3. Start the applications that will work with your locale choice, such as:

        env LANG=ja_JP.PCK dtterm &

If you are running a non-Unicode/UTF-8 locale desktop and start a CDE Unicode/UTF-8 locale application, the fonts in the application and the desktop might not appear to match. This is because the fontset and fontlist definitions used by the CDE desktop locale are not the same as those used by the Unicode/UTF-8 locales. This is a cosmetic issue that will not hinder any Unicode/UTF-8 character processing or other operations. However, if the font display problem is serious enough, consider using a Unicode/UTF-8 locale desktop.

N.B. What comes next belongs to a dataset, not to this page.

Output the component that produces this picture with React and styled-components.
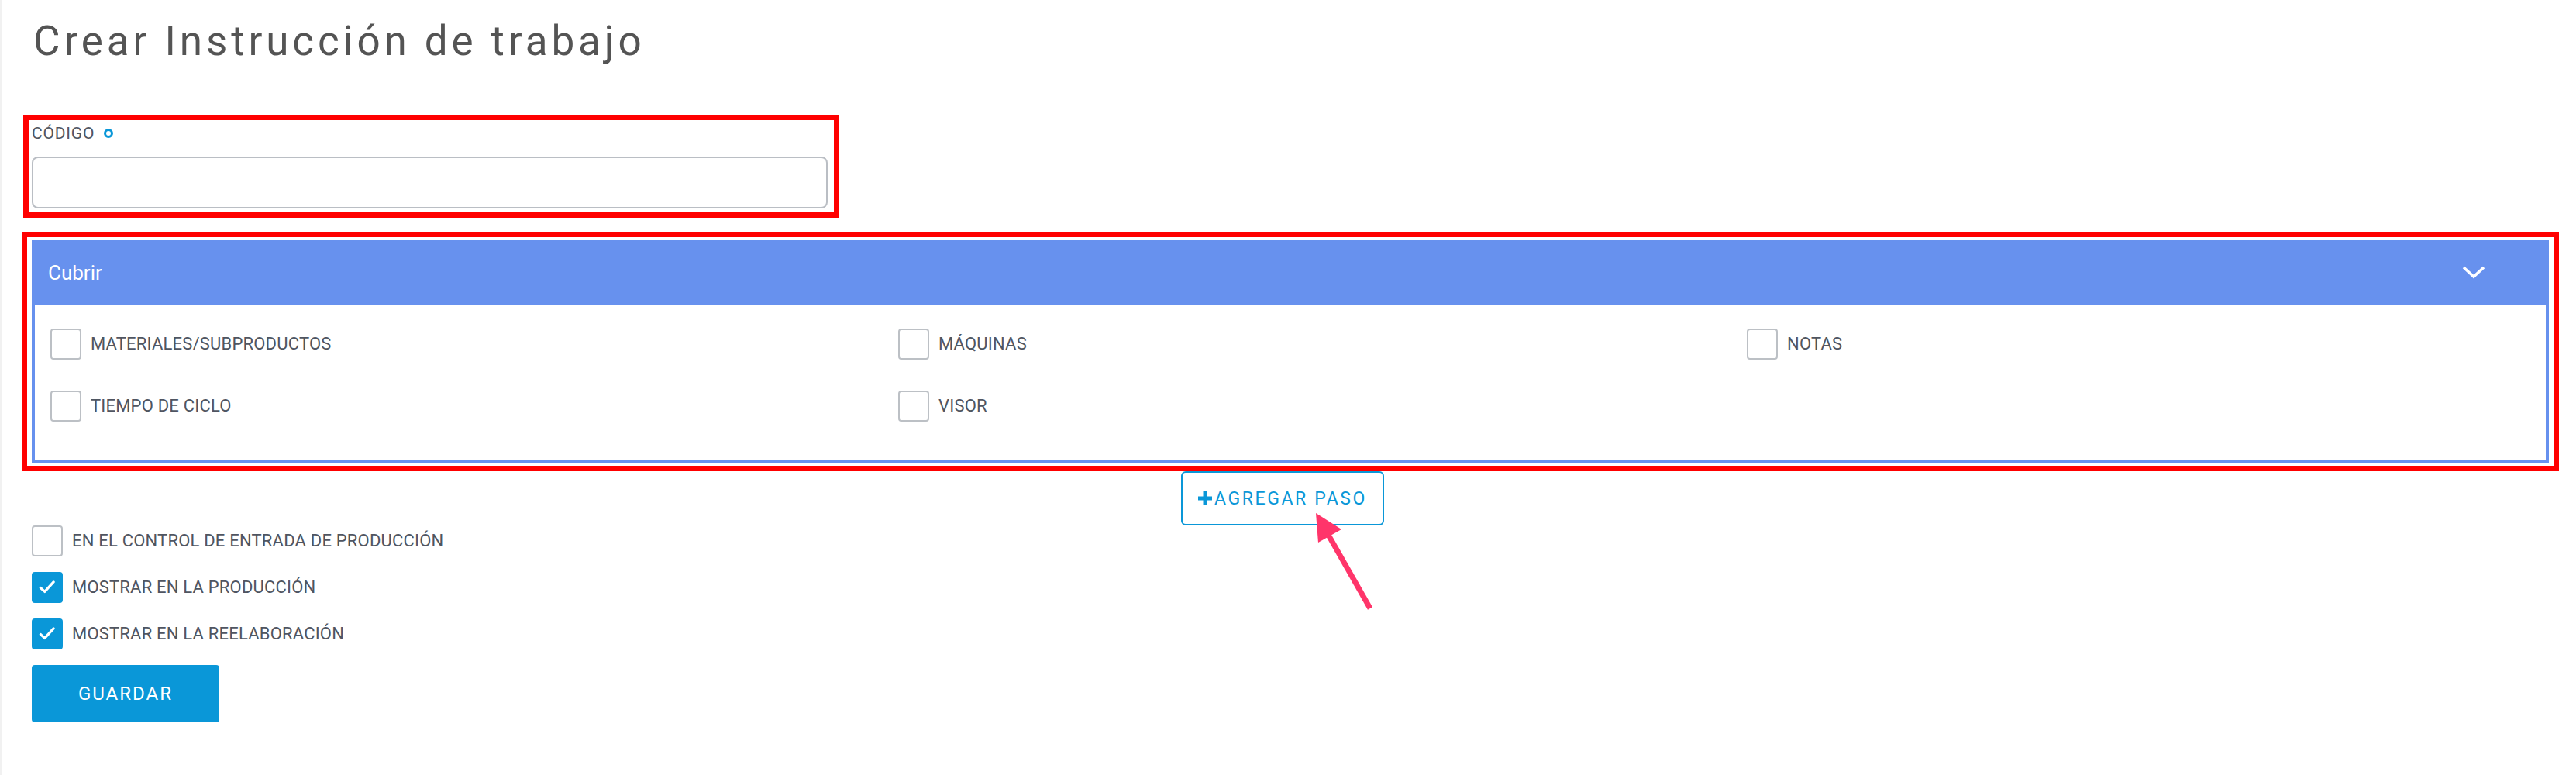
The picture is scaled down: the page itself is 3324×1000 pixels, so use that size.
import React from "react";
import styled, { createGlobalStyle } from "styled-components";

const colors = {
  text: "#4f5561",
  title: "#545454",
  primary: "#0a97d8",
  accordion: "#6791ee",
  border: "#bcc0c5",
  annotation: "#ff0000",
  arrow: "#ff356a",
};

const GlobalStyle = createGlobalStyle`
  html, body {
    margin: 0;
    padding: 0;
    background: #fff;
  }
  body {
    font-family: Roboto, "Noto Sans", sans-serif;
  }
`;

const Page = styled.div`
  position: relative;
  min-height: 1000px;
  padding-top: 21px;
  box-sizing: border-box;
  box-shadow: inset 3px 0 0 #f1f1f1;
`;

const Title = styled.h1`
  margin: 0 0 0 43px;
  font-size: 53px;
  line-height: 64px;
  font-weight: 400;
  letter-spacing: 4.9px;
  color: ${colors.title};
`;

// red annotation frames drawn round parts of the form
const Highlight = styled.div`
  box-sizing: border-box;
  border: 7px solid ${colors.annotation};
  margin: ${(p) => p.$top}px 0 0 ${(p) => p.$left}px;
  width: ${(p) => p.$width}px;
  padding: ${(p) => p.$padding};
`;

const FieldLabel = styled.label`
  display: flex;
  align-items: center;
  font-size: 21px;
  line-height: 24px;
  letter-spacing: 0.8px;
  color: ${colors.text};
`;

const Required = styled.span`
  width: 12px;
  height: 12px;
  box-sizing: border-box;
  margin-left: 12px;
  border: 3px solid ${colors.primary};
  border-radius: 50%;
`;

const TextInput = styled.input`
  display: block;
  box-sizing: border-box;
  width: 1027px;
  height: 67px;
  margin-top: 18px;
  border: 2px solid #babec4;
  border-radius: 8px;
  outline: none;
`;

const Accordion = styled.section``;

const AccordionHeader = styled.div`
  height: 84px;
  display: flex;
  align-items: center;
  justify-content: space-between;
  padding: 0 82px 0 21px;
  background: ${colors.accordion};
  color: #fff;
  font-size: 26px;
`;

const AccordionBody = styled.div`
  display: grid;
  grid-template-columns: 1094px 1095px 1fr;
  row-gap: 40px;
  padding: 30px 0 50px 20px;
  border: 4px solid ${colors.accordion};
  border-top: 0;
`;

const CheckRow = styled.label`
  display: flex;
  align-items: center;
  gap: 12px;
  font-size: 22px;
  line-height: 26px;
  letter-spacing: 0.2px;
  color: ${colors.text};
`;

const Box = styled.span`
  flex: none;
  width: 40px;
  height: 40px;
  box-sizing: border-box;
  display: flex;
  align-items: center;
  justify-content: center;
  border-radius: 4px;
  border: 2px solid ${(p) => (p.$checked ? colors.primary : colors.border)};
  background: ${(p) => (p.$checked ? colors.primary : "#fff")};
`;

const AddButton = styled.button`
  display: flex;
  align-items: center;
  justify-content: center;
  gap: 3px;
  box-sizing: border-box;
  width: 262px;
  height: 70px;
  margin-left: 1524px;
  padding: 0;
  border: 2px solid ${colors.primary};
  border-radius: 6px;
  background: #fff;
  color: ${colors.primary};
  font-family: inherit;
  font-size: 23px;
  letter-spacing: 2.6px;
`;

const Options = styled.div`
  display: flex;
  flex-direction: column;
  gap: 20px;
  margin-left: 41px;
`;

const SaveButton = styled.button`
  display: block;
  width: 242px;
  height: 74px;
  margin: 20px 0 0 41px;
  border: 0;
  border-radius: 4px;
  background: ${colors.primary};
  color: #fff;
  font-family: inherit;
  font-size: 24px;
  letter-spacing: 2px;
`;

const Arrow = styled.svg`
  position: absolute;
  left: 1690px;
  top: 650px;
`;

const Check = ({ label, checked }) => (
  <CheckRow>
    <Box $checked={checked}>
      {checked && (
        <svg width="26" height="26" viewBox="0 0 24 24">
          <path
            d="M4 12.5 L9 17 L19.5 5.5"
            fill="none"
            stroke="#fff"
            strokeWidth="3"
            strokeLinecap="round"
            strokeLinejoin="round"
          />
        </svg>
      )}
    </Box>
    {label}
  </CheckRow>
);

const App = () => (
  <Page>
    <GlobalStyle />
    <Title>Crear Instrucción de trabajo</Title>

    <Highlight $top={63} $left={30} $width={1053} $padding="5px 8px 5px 4px">
      <FieldLabel>
        CÓDIGO
        <Required />
      </FieldLabel>
      <TextInput />
    </Highlight>

    <Highlight $top={18} $left={28} $width={3274} $padding="4px 6px 3px 6px">
      <Accordion>
        <AccordionHeader>
          Cubrir
          <svg width="30" height="18" viewBox="0 0 30 18">
            <path d="M2 2 L15 14 L28 2" fill="none" stroke="#fff" strokeWidth="3.6" />
          </svg>
        </AccordionHeader>
        <AccordionBody>
          <Check label="MATERIALES/SUBPRODUCTOS" />
          <Check label="MÁQUINAS" />
          <Check label="NOTAS" />
          <Check label="TIEMPO DE CICLO" />
          <Check label="VISOR" />
        </AccordionBody>
      </Accordion>
    </Highlight>

    <AddButton>
      <svg width="18" height="18" viewBox="0 0 18 18">
        <rect x="6.5" y="0" width="5" height="18" fill={colors.primary} />
        <rect x="0" y="6.5" width="18" height="5" fill={colors.primary} />
      </svg>
      AGREGAR PASO
    </AddButton>

    <Options>
      <Check label="EN EL CONTROL DE ENTRADA DE PRODUCCIÓN" />
      <Check label="MOSTRAR EN LA PRODUCCIÓN" checked />
      <Check label="MOSTRAR EN LA REELABORACIÓN" checked />
    </Options>

    <SaveButton>GUARDAR</SaveButton>

    <Arrow width="90" height="145" viewBox="0 0 90 145">
      <line x1="78" y1="135" x2="20" y2="33" stroke={colors.arrow} strokeWidth="7" />
      <polygon points="8,12 41,33 11,50" fill={colors.arrow} />
    </Arrow>
  </Page>
);

export default App;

When you specify a locale with setenv or env, make sure that the current shell's LC_ALL environment variable (and any other LC_* locale environment variable) are not set. If they are set, then specifying the "setenv LANG <locale>" or "env LANG=<locale>" would not take effect because the LC_* locale environment variables take precedence over the LANG locale environment variable. For more information on the locale environment variables, please see the setlocale(3C) man page.

Back to Top


  1. I am new to Java. How should I implement Unicode in my applications?
  2. Dear globalwebmaster,

    I am new to Java. How should I implement Unicode in my applications?

    globalwebmaster says,

    Unicode is Java's native character set. As such, Unicode is "built-in" to the language. Creating an application that doesn't use Unicode would require effort, while using Unicode comes at minimal or no expense at all.
    The char type represents character code units....Unicode UTF-16 code units to be precise. That means that anytime you use char, String, or StringBuffer, you will use Unicode.
    Typically, you will create your java source files in a non-Unicode charset. However, the javac compiler will convert all characters in your source to Unicode in the class files. This happens automatically when you compile the source, so there's not much for you to do unless your source file is in a different encoding than your hosts native character set encoding....this isn't typically the case.
    If that is the case, you must specify the file encoding on the javac command line: javac -encoding Foo.java

    Back to Top


  3. There is a bar underneath every window saying "[English/European]". How can I get rid of it?
  4. Dear globalwebmaster,

    I have installed Solaris 9. However there is a bar underneath every window saying "[English/European]". Why? How can I get rid of this?
    Here's the ouput from locale -a:

    POSIX
    C
    hi_IN.UTF-8
    common
    en_US.UTF-8
    iso_8859_1
    th
    th_TH
    th_TH.ISO8859-11
    th_TH.TIS620
    th_TH.UTF-8

    globalwebmaster says,

    It appears that you have only installed only the listed locales. You also probably selected the "en_US.UTF-8" locale as the default system locale. Check in the /etc/default/init file, for the line LANG=en_US.UTF-8. If this line exists then, you must have chosen en_US.UTF-8 as the system default locale during the installation.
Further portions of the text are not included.